Adoption Rights for LGBTQ+ Families
Antara Basu is a feminist writer and blogger, hanging by the thread of procrastination trying to achieve perfectionism. She is a Blogging intern with Safecity and has been with us for more than three months.
Adoption Rights for LGBTQ+ Families
– Antara Basu
September 6, 2018, saw Indian streets painted in pride, as our tricolor recognized the existence of the rainbow that was sewn into the drapes of India. And as much as we would like to celebrate the growing acceptance in the country, it is a fact indisputable that the comprehensive rights of the community are still being ignored. The legal recognition of same-sex marriages, a gender-neutral approach to the offense of rape, the legal right to adopt are components of an inclusive reality that we are nowhere near close to.
India is a country where adoption rates are appalling, and millions of children succumb to the fatalities of the system each year.

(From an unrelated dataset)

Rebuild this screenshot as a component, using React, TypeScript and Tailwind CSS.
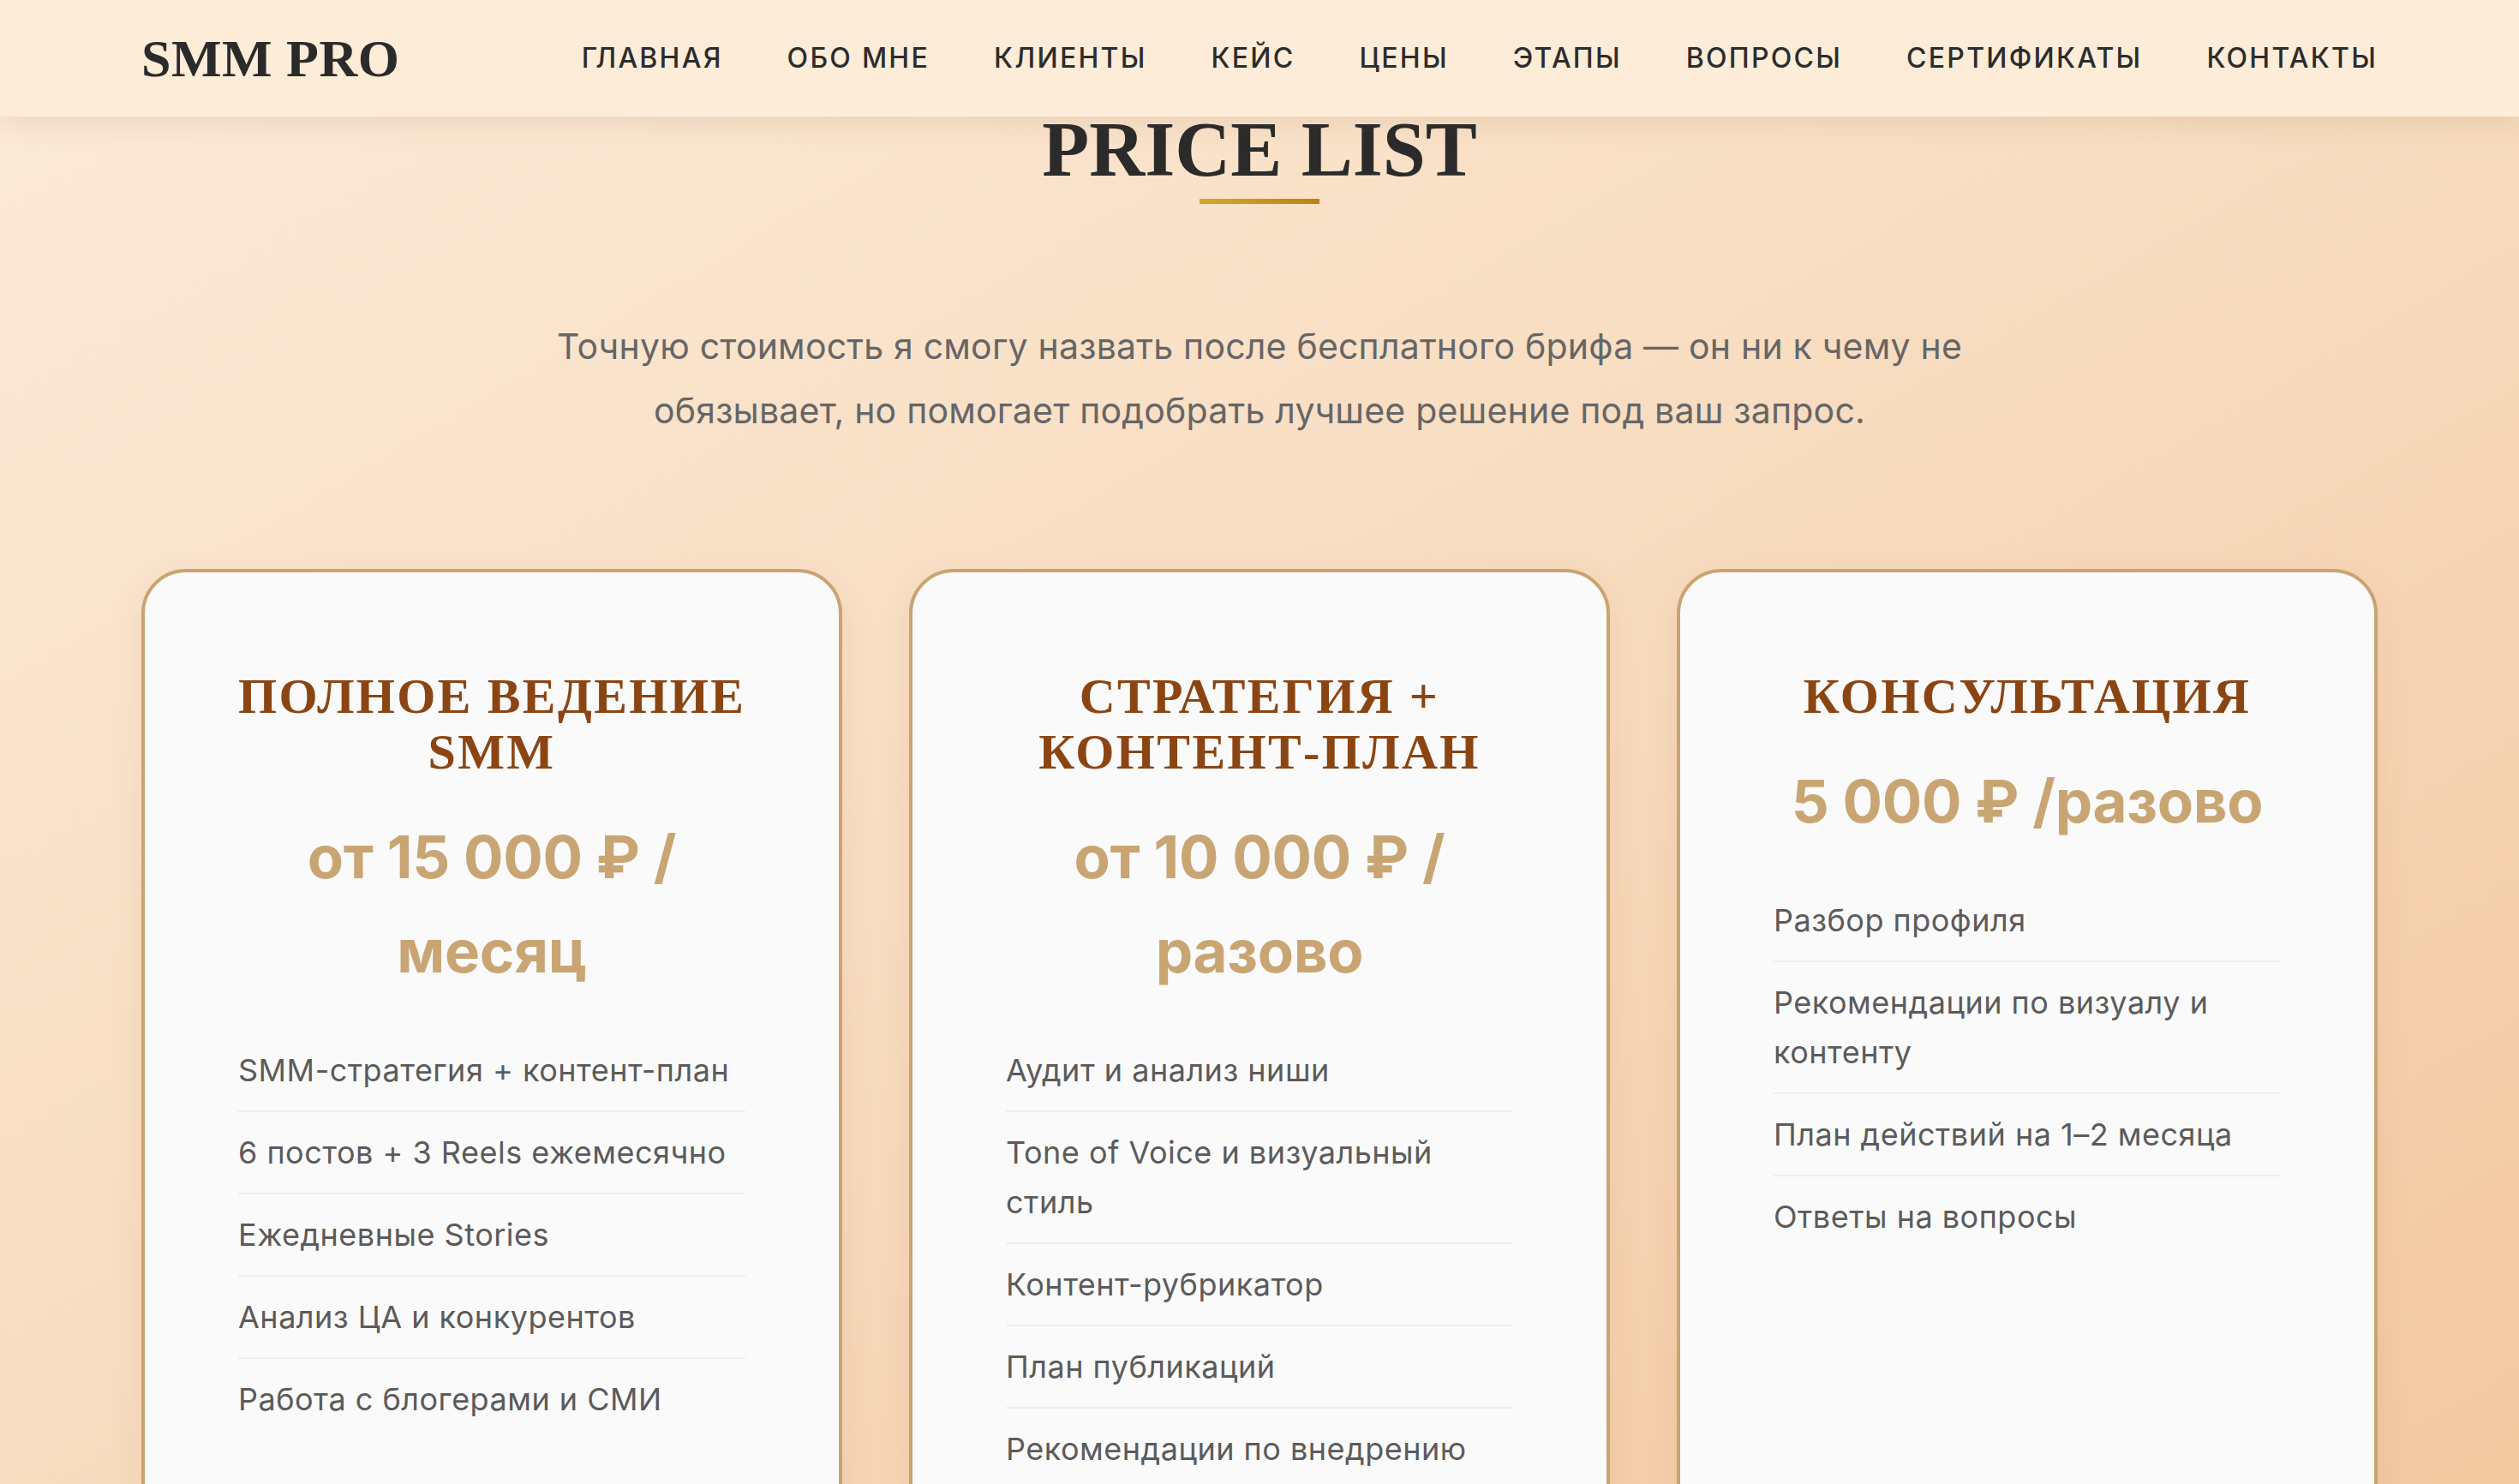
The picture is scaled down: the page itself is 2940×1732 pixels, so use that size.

According to the United Nations Children’s Fund (UNICEF), India has 29.6 million orphaned and abandoned children.
SOS Children Village conducted a study in 2011 and concluded that the former category equals 4% of India’s child population.
However, disconcerting figures provided by Childline India Foundation (CIF) supported by the women and child development ministry showed that in 2017, of these 30 million children (which is most likely an under-reported figure), there were only 470,000 children in institutionalized care. And of these roughly half a million children, only a fraction finds its way into family care because adoption rates in India are abysmally low.
Though it is not specifically illegal for single LGBT+ individuals to adopt, one can imagine the additional hassles associated with their identity. LGBTQ+ couples are denied the right to adopt; children are denied the right to a safe and happy life, all under the pretext of preserving Indian culture. An Indian culture that was born out of bigotry, suckled on the breast of orthodoxy, and fed on the hidden lives of innumerable closeted Indians. When the choice is between keeping children in an underfunded and horrific institutional system or letting them be sheltered in the love and safety of stable families, then it ought to be quite clear. But as long as the definition of stable families is limited to the scope of heterosexual, man-woman households, the status of these wards of the state will hardly be subject to improvement. The question remains why a child should be deprived of a family because of someone’s religious or moral fanaticism.
“A child needs to have both a mother and a father,” is a popular argument of the anti-LGBTQ+ adoption stance, but do they conveniently overlook the cases of abuse and violence that children endure even in traditional, conforming households. Yes.
From adoption to surrogacy, all these options are severely limited to the community. The recent Surrogacy (Regulation) Bill, 2020, that was approved by the Union Cabinet, outlawed the provision of surrogacy except for Indian married couples.
Sushma Swaraj had said: “We do not recognize homosexual or live-in relationships, we do not want to entitle them…it is not in our ethos. That is why they are not allowed to commission babies through surrogacy.”
The Indian system will do everything to prevent families from adopting children because they do not meet the socially and culturally acceptable norms of the worthy Indian family. But they won’t lift a finger to help the children who are stuck in institutional care or worse conditions. None of the guidelines of The Central Adoption Resource Authority (CARA) talk about the rights of LGBT+ couples. The day that adoption of children is based on the requisites of stability, emotional and financial, as well as capability, and not sexual orientation, the face of the children of the country will drastically improve.
The views expressed are that of the writer.